Entries supplied:
--- START ---
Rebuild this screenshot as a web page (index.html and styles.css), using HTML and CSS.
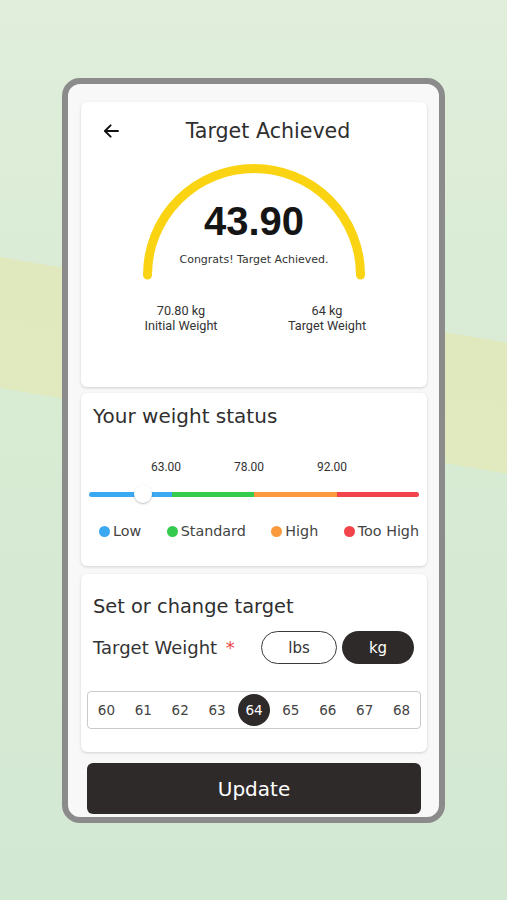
--- END ---
--- START ---
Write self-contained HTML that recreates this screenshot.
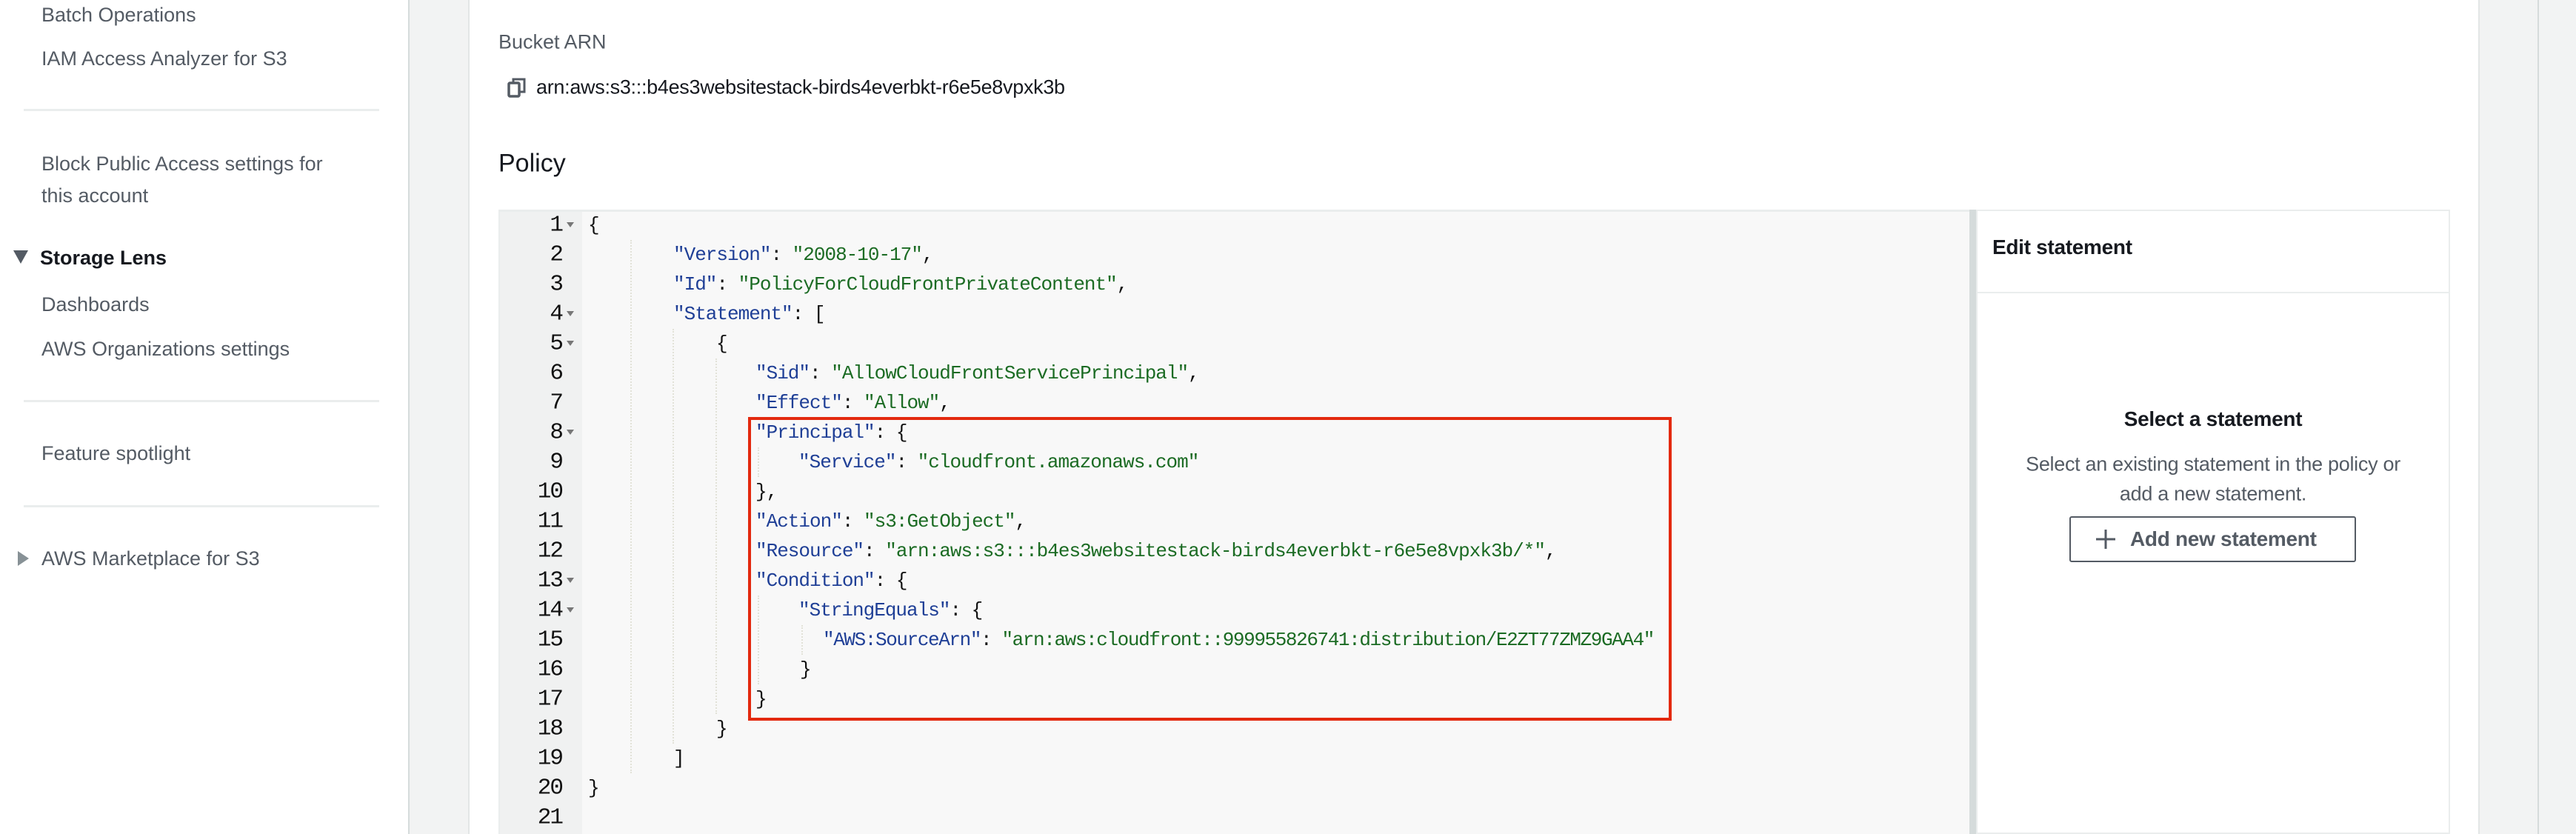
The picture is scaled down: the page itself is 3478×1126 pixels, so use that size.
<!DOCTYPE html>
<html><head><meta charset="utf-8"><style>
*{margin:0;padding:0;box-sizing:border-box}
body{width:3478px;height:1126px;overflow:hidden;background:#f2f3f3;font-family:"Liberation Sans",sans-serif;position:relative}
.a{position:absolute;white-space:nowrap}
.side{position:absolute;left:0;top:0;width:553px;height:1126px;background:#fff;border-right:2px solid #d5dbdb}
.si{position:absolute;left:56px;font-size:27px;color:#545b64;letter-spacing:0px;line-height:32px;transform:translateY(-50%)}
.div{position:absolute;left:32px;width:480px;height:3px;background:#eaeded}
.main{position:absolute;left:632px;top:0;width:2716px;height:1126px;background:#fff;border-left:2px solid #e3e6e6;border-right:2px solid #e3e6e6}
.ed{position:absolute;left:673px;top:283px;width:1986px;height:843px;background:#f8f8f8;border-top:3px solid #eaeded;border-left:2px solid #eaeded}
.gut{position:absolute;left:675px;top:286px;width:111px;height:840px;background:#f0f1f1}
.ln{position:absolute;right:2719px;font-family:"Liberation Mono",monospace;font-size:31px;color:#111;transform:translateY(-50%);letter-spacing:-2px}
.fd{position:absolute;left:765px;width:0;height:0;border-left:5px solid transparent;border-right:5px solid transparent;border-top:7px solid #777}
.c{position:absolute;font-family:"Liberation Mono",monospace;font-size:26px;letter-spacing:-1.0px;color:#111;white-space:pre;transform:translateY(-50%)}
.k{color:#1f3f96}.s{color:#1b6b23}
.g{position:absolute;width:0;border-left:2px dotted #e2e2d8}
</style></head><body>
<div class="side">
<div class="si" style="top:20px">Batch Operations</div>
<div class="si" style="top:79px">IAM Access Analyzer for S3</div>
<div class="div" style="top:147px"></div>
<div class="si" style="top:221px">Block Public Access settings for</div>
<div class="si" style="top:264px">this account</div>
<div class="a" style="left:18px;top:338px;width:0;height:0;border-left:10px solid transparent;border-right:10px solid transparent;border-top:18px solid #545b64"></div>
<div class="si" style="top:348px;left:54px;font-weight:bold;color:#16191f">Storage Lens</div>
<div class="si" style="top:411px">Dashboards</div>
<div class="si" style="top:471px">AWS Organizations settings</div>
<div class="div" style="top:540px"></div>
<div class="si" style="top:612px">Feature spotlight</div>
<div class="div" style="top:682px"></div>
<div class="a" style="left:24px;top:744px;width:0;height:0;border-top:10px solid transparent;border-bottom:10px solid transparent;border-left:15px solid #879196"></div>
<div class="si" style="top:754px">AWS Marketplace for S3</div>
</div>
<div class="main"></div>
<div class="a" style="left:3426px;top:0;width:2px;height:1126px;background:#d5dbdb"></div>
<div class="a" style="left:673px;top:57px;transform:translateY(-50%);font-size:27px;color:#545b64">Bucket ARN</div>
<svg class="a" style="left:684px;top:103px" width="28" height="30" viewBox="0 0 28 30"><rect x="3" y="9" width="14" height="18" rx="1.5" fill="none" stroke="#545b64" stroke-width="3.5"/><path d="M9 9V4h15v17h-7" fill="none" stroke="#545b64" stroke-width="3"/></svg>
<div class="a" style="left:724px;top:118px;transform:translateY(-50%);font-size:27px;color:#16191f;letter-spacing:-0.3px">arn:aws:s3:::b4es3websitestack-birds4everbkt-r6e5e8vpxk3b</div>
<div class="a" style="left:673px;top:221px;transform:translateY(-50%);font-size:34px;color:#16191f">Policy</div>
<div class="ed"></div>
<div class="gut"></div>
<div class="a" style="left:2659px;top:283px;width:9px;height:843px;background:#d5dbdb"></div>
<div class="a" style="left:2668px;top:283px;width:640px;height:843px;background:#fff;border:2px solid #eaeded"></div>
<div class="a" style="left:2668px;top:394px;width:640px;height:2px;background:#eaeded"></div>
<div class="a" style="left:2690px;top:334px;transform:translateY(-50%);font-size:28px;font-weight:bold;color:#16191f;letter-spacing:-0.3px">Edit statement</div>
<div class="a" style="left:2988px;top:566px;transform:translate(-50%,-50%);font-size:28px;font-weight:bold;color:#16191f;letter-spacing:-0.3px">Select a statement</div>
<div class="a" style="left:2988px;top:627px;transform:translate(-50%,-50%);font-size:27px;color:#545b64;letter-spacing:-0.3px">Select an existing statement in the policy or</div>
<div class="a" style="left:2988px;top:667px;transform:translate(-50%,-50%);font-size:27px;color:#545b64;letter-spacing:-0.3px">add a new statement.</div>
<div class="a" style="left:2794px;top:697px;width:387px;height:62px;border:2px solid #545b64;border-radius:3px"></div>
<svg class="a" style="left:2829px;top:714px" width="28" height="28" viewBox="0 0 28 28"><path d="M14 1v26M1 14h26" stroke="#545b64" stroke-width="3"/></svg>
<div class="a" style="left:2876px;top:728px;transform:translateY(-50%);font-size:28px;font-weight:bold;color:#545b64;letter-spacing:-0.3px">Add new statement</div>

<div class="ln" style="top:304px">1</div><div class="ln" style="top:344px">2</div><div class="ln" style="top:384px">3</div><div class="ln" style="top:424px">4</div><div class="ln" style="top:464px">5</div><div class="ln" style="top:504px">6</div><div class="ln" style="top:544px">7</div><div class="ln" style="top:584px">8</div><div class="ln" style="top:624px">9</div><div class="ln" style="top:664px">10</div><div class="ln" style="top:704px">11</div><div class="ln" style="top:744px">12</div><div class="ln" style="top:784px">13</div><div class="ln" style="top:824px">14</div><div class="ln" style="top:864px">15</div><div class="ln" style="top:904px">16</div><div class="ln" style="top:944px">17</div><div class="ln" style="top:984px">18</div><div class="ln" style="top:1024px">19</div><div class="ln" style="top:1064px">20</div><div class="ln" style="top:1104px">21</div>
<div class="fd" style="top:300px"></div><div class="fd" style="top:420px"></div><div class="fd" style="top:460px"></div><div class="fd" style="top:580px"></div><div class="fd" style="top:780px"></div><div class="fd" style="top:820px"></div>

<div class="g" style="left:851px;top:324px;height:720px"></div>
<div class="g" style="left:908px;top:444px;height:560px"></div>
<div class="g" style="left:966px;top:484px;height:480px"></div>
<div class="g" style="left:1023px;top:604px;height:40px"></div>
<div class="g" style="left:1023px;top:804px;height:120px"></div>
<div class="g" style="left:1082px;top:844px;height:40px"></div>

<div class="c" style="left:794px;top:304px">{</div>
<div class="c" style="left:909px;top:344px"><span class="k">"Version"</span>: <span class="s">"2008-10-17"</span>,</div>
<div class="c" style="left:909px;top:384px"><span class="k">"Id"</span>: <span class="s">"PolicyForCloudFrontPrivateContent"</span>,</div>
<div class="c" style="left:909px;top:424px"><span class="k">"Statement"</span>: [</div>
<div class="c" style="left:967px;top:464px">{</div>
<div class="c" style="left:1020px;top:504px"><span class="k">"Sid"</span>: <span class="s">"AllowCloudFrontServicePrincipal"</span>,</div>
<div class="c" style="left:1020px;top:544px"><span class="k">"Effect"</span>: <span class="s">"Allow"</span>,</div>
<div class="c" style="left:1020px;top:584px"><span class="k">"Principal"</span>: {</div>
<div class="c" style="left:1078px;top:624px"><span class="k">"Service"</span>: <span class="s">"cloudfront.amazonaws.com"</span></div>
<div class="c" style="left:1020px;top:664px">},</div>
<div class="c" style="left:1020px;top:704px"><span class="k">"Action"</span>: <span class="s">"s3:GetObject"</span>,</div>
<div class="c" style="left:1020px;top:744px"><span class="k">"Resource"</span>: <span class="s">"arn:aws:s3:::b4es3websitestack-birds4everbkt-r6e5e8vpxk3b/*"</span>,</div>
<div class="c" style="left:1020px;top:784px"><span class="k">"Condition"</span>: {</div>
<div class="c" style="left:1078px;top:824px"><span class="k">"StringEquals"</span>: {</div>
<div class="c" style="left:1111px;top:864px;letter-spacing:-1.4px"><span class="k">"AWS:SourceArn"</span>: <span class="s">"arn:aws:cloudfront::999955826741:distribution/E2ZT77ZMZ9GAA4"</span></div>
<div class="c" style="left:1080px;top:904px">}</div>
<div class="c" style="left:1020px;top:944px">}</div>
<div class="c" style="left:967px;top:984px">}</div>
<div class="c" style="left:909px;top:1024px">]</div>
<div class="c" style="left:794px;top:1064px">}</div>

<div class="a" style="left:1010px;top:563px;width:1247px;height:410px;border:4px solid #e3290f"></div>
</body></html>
--- END ---
--- START ---
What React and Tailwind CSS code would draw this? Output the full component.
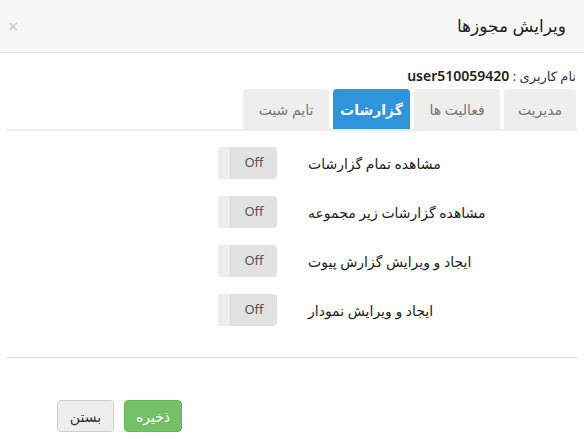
--- END ---
What to produce: Of all the lines in the data above, state how many include "that". Say only the number.

Answer to this problem: 2